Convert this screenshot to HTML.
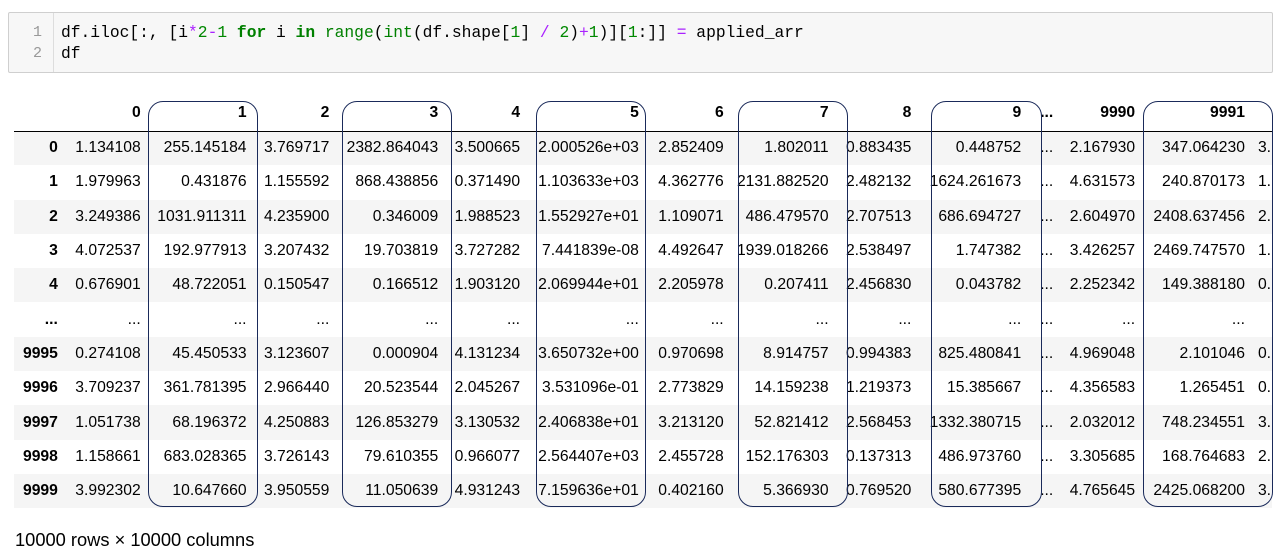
<!DOCTYPE html>
<html><head><meta charset="utf-8"><style>
body{margin:0;width:1280px;height:554px;background:#fff;position:relative;overflow:hidden;font-family:"Liberation Sans",Arial,sans-serif;}
.code{position:absolute;left:8px;top:12px;width:1263px;height:59px;background:#f7f7f7;border:1px solid #cfcfcf;border-radius:2px;}
.gut{position:absolute;left:0;top:0;width:44px;height:59px;border-right:1px solid #ddd;}
.ln{position:absolute;left:0;width:33px;text-align:right;color:#999;font:15px "Liberation Mono",monospace;}
.cl{position:absolute;left:52px;font:16.3px "Liberation Mono",monospace;color:#000;white-space:pre;}
.k{color:#008000;font-weight:bold}.b{color:#008000}.n{color:#080}.o{color:#a2f}
table{position:absolute;left:14px;top:95px;border-collapse:collapse;table-layout:fixed;font-size:15.7px;line-height:18px;color:#000;}
td,th{padding:0 5px 0 0;text-align:right;white-space:nowrap;overflow:visible;}
th{font-weight:bold;}
thead tr{border-bottom:1px solid #000;height:36px;}
tbody tr{height:34.3px;}
tbody tr:nth-child(odd){background:#f5f5f5;}
td.e{text-align:left;padding-left:14px;}
td.l{text-align:left;padding-left:8px;}
.box{position:absolute;top:101px;height:406px;border:1.3px solid #1a2a5a;border-radius:15px;box-sizing:border-box;}
.foot{position:absolute;left:15px;top:529px;font-size:18.3px;}
.clip{position:absolute;left:1272px;top:90px;width:10px;height:430px;background:#fff;}
</style></head><body>
<div class="code"><div class="gut"></div>
<div class="ln" style="top:11px">1</div><div class="ln" style="top:32px">2</div>
<div class="cl" style="top:10px">df.iloc[:, [i<span class="o">*</span><span class="n">2</span><span class="o">-</span><span class="n">1</span> <span class="k">for</span> i <span class="k">in</span> <span class="b">range</span>(<span class="b">int</span>(df.shape[<span class="n">1</span>] <span class="o">/</span> <span class="n">2</span>)<span class="o">+</span><span class="n">1</span>)][<span class="n">1</span>:]] <span class="o">=</span> applied_arr</div>
<div class="cl" style="top:31px">df</div></div>
<table>
<colgroup><col style="width:49px"><col style="width:83px"><col style="width:106px"><col style="width:83px"><col style="width:109px"><col style="width:82px"><col style="width:119px"><col style="width:85px"><col style="width:105px"><col style="width:83px"><col style="width:110px"><col style="width:30px"><col style="width:82px"><col style="width:110px"><col style="width:30px"></colgroup>
<thead><tr><th></th><th>0</th><th>1</th><th>2</th><th>3</th><th>4</th><th>5</th><th>6</th><th>7</th><th>8</th><th>9</th><th style="text-align:left;padding-left:14px">...</th><th>9990</th><th>9991</th><th></th></tr></thead>
<tbody>
<tr><th>0</th><td>1.134108</td><td>255.145184</td><td>3.769717</td><td>2382.864043</td><td>3.500665</td><td>2.000526e+03</td><td>2.852409</td><td>1.802011</td><td>0.883435</td><td>0.448752</td><td class="e">...</td><td>2.167930</td><td>347.064230</td><td class="l">3.</td></tr>
<tr><th>1</th><td>1.979963</td><td>0.431876</td><td>1.155592</td><td>868.438856</td><td>0.371490</td><td>1.103633e+03</td><td>4.362776</td><td>2131.882520</td><td>2.482132</td><td>1624.261673</td><td class="e">...</td><td>4.631573</td><td>240.870173</td><td class="l">1.</td></tr>
<tr><th>2</th><td>3.249386</td><td>1031.911311</td><td>4.235900</td><td>0.346009</td><td>1.988523</td><td>1.552927e+01</td><td>1.109071</td><td>486.479570</td><td>2.707513</td><td>686.694727</td><td class="e">...</td><td>2.604970</td><td>2408.637456</td><td class="l">2.</td></tr>
<tr><th>3</th><td>4.072537</td><td>192.977913</td><td>3.207432</td><td>19.703819</td><td>3.727282</td><td>7.441839e-08</td><td>4.492647</td><td>1939.018266</td><td>2.538497</td><td>1.747382</td><td class="e">...</td><td>3.426257</td><td>2469.747570</td><td class="l">1.</td></tr>
<tr><th>4</th><td>0.676901</td><td>48.722051</td><td>0.150547</td><td>0.166512</td><td>1.903120</td><td>2.069944e+01</td><td>2.205978</td><td>0.207411</td><td>2.456830</td><td>0.043782</td><td class="e">...</td><td>2.252342</td><td>149.388180</td><td class="l">0.</td></tr>
<tr><th>...</th><td>...</td><td>...</td><td>...</td><td>...</td><td>...</td><td>...</td><td>...</td><td>...</td><td>...</td><td>...</td><td class="e">...</td><td>...</td><td>...</td><td></td></tr>
<tr><th>9995</th><td>0.274108</td><td>45.450533</td><td>3.123607</td><td>0.000904</td><td>4.131234</td><td>3.650732e+00</td><td>0.970698</td><td>8.914757</td><td>0.994383</td><td>825.480841</td><td class="e">...</td><td>4.969048</td><td>2.101046</td><td class="l">0.</td></tr>
<tr><th>9996</th><td>3.709237</td><td>361.781395</td><td>2.966440</td><td>20.523544</td><td>2.045267</td><td>3.531096e-01</td><td>2.773829</td><td>14.159238</td><td>1.219373</td><td>15.385667</td><td class="e">...</td><td>4.356583</td><td>1.265451</td><td class="l">0.</td></tr>
<tr><th>9997</th><td>1.051738</td><td>68.196372</td><td>4.250883</td><td>126.853279</td><td>3.130532</td><td>2.406838e+01</td><td>3.213120</td><td>52.821412</td><td>2.568453</td><td>1332.380715</td><td class="e">...</td><td>2.032012</td><td>748.234551</td><td class="l">3.</td></tr>
<tr><th>9998</th><td>1.158661</td><td>683.028365</td><td>3.726143</td><td>79.610355</td><td>0.966077</td><td>2.564407e+03</td><td>2.455728</td><td>152.176303</td><td>0.137313</td><td>486.973760</td><td class="e">...</td><td>3.305685</td><td>168.764683</td><td class="l">2.</td></tr>
<tr><th>9999</th><td>3.992302</td><td>10.647660</td><td>3.950559</td><td>11.050639</td><td>4.931243</td><td>7.159636e+01</td><td>0.402160</td><td>5.366930</td><td>0.769520</td><td>580.677395</td><td class="e">...</td><td>4.765645</td><td>2425.068200</td><td class="l">3.</td></tr>
</tbody></table>
<div class="clip"></div>
<div class="box" style="left:148px;width:110px"></div>
<div class="box" style="left:342px;width:110px"></div>
<div class="box" style="left:536px;width:110px"></div>
<div class="box" style="left:738px;width:110px"></div>
<div class="box" style="left:931px;width:111px"></div>
<div class="box" style="left:1143px;width:130px"></div>
<div class="foot">10000 rows × 10000 columns</div>
</body></html>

::::::::

* _Task_:
All of the data above should be transcribed verbatim, with pictures omitted.

* _Answer to the problem_:
Convert this screenshot to HTML.
<!DOCTYPE html>
<html><head><meta charset="utf-8"><style>
body{margin:0;width:1280px;height:554px;background:#fff;position:relative;overflow:hidden;font-family:"Liberation Sans",Arial,sans-serif;}
.code{position:absolute;left:8px;top:12px;width:1263px;height:59px;background:#f7f7f7;border:1px solid #cfcfcf;border-radius:2px;}
.gut{position:absolute;left:0;top:0;width:44px;height:59px;border-right:1px solid #ddd;}
.ln{position:absolute;left:0;width:33px;text-align:right;color:#999;font:15px "Liberation Mono",monospace;}
.cl{position:absolute;left:52px;font:16.3px "Liberation Mono",monospace;color:#000;white-space:pre;}
.k{color:#008000;font-weight:bold}.b{color:#008000}.n{color:#080}.o{color:#a2f}
table{position:absolute;left:14px;top:95px;border-collapse:collapse;table-layout:fixed;font-size:15.7px;line-height:18px;color:#000;}
td,th{padding:0 5px 0 0;text-align:right;white-space:nowrap;overflow:visible;}
th{font-weight:bold;}
thead tr{border-bottom:1px solid #000;height:36px;}
tbody tr{height:34.3px;}
tbody tr:nth-child(odd){background:#f5f5f5;}
td.e{text-align:left;padding-left:14px;}
td.l{text-align:left;padding-left:8px;}
.box{position:absolute;top:101px;height:406px;border:1.3px solid #1a2a5a;border-radius:15px;box-sizing:border-box;}
.foot{position:absolute;left:15px;top:529px;font-size:18.3px;}
.clip{position:absolute;left:1272px;top:90px;width:10px;height:430px;background:#fff;}
</style></head><body>
<div class="code"><div class="gut"></div>
<div class="ln" style="top:11px">1</div><div class="ln" style="top:32px">2</div>
<div class="cl" style="top:10px">df.iloc[:, [i<span class="o">*</span><span class="n">2</span><span class="o">-</span><span class="n">1</span> <span class="k">for</span> i <span class="k">in</span> <span class="b">range</span>(<span class="b">int</span>(df.shape[<span class="n">1</span>] <span class="o">/</span> <span class="n">2</span>)<span class="o">+</span><span class="n">1</span>)][<span class="n">1</span>:]] <span class="o">=</span> applied_arr</div>
<div class="cl" style="top:31px">df</div></div>
<table>
<colgroup><col style="width:49px"><col style="width:83px"><col style="width:106px"><col style="width:83px"><col style="width:109px"><col style="width:82px"><col style="width:119px"><col style="width:85px"><col style="width:105px"><col style="width:83px"><col style="width:110px"><col style="width:30px"><col style="width:82px"><col style="width:110px"><col style="width:30px"></colgroup>
<thead><tr><th></th><th>0</th><th>1</th><th>2</th><th>3</th><th>4</th><th>5</th><th>6</th><th>7</th><th>8</th><th>9</th><th style="text-align:left;padding-left:14px">...</th><th>9990</th><th>9991</th><th></th></tr></thead>
<tbody>
<tr><th>0</th><td>1.134108</td><td>255.145184</td><td>3.769717</td><td>2382.864043</td><td>3.500665</td><td>2.000526e+03</td><td>2.852409</td><td>1.802011</td><td>0.883435</td><td>0.448752</td><td class="e">...</td><td>2.167930</td><td>347.064230</td><td class="l">3.</td></tr>
<tr><th>1</th><td>1.979963</td><td>0.431876</td><td>1.155592</td><td>868.438856</td><td>0.371490</td><td>1.103633e+03</td><td>4.362776</td><td>2131.882520</td><td>2.482132</td><td>1624.261673</td><td class="e">...</td><td>4.631573</td><td>240.870173</td><td class="l">1.</td></tr>
<tr><th>2</th><td>3.249386</td><td>1031.911311</td><td>4.235900</td><td>0.346009</td><td>1.988523</td><td>1.552927e+01</td><td>1.109071</td><td>486.479570</td><td>2.707513</td><td>686.694727</td><td class="e">...</td><td>2.604970</td><td>2408.637456</td><td class="l">2.</td></tr>
<tr><th>3</th><td>4.072537</td><td>192.977913</td><td>3.207432</td><td>19.703819</td><td>3.727282</td><td>7.441839e-08</td><td>4.492647</td><td>1939.018266</td><td>2.538497</td><td>1.747382</td><td class="e">...</td><td>3.426257</td><td>2469.747570</td><td class="l">1.</td></tr>
<tr><th>4</th><td>0.676901</td><td>48.722051</td><td>0.150547</td><td>0.166512</td><td>1.903120</td><td>2.069944e+01</td><td>2.205978</td><td>0.207411</td><td>2.456830</td><td>0.043782</td><td class="e">...</td><td>2.252342</td><td>149.388180</td><td class="l">0.</td></tr>
<tr><th>...</th><td>...</td><td>...</td><td>...</td><td>...</td><td>...</td><td>...</td><td>...</td><td>...</td><td>...</td><td>...</td><td class="e">...</td><td>...</td><td>...</td><td></td></tr>
<tr><th>9995</th><td>0.274108</td><td>45.450533</td><td>3.123607</td><td>0.000904</td><td>4.131234</td><td>3.650732e+00</td><td>0.970698</td><td>8.914757</td><td>0.994383</td><td>825.480841</td><td class="e">...</td><td>4.969048</td><td>2.101046</td><td class="l">0.</td></tr>
<tr><th>9996</th><td>3.709237</td><td>361.781395</td><td>2.966440</td><td>20.523544</td><td>2.045267</td><td>3.531096e-01</td><td>2.773829</td><td>14.159238</td><td>1.219373</td><td>15.385667</td><td class="e">...</td><td>4.356583</td><td>1.265451</td><td class="l">0.</td></tr>
<tr><th>9997</th><td>1.051738</td><td>68.196372</td><td>4.250883</td><td>126.853279</td><td>3.130532</td><td>2.406838e+01</td><td>3.213120</td><td>52.821412</td><td>2.568453</td><td>1332.380715</td><td class="e">...</td><td>2.032012</td><td>748.234551</td><td class="l">3.</td></tr>
<tr><th>9998</th><td>1.158661</td><td>683.028365</td><td>3.726143</td><td>79.610355</td><td>0.966077</td><td>2.564407e+03</td><td>2.455728</td><td>152.176303</td><td>0.137313</td><td>486.973760</td><td class="e">...</td><td>3.305685</td><td>168.764683</td><td class="l">2.</td></tr>
<tr><th>9999</th><td>3.992302</td><td>10.647660</td><td>3.950559</td><td>11.050639</td><td>4.931243</td><td>7.159636e+01</td><td>0.402160</td><td>5.366930</td><td>0.769520</td><td>580.677395</td><td class="e">...</td><td>4.765645</td><td>2425.068200</td><td class="l">3.</td></tr>
</tbody></table>
<div class="clip"></div>
<div class="box" style="left:148px;width:110px"></div>
<div class="box" style="left:342px;width:110px"></div>
<div class="box" style="left:536px;width:110px"></div>
<div class="box" style="left:738px;width:110px"></div>
<div class="box" style="left:931px;width:111px"></div>
<div class="box" style="left:1143px;width:130px"></div>
<div class="foot">10000 rows × 10000 columns</div>
</body></html>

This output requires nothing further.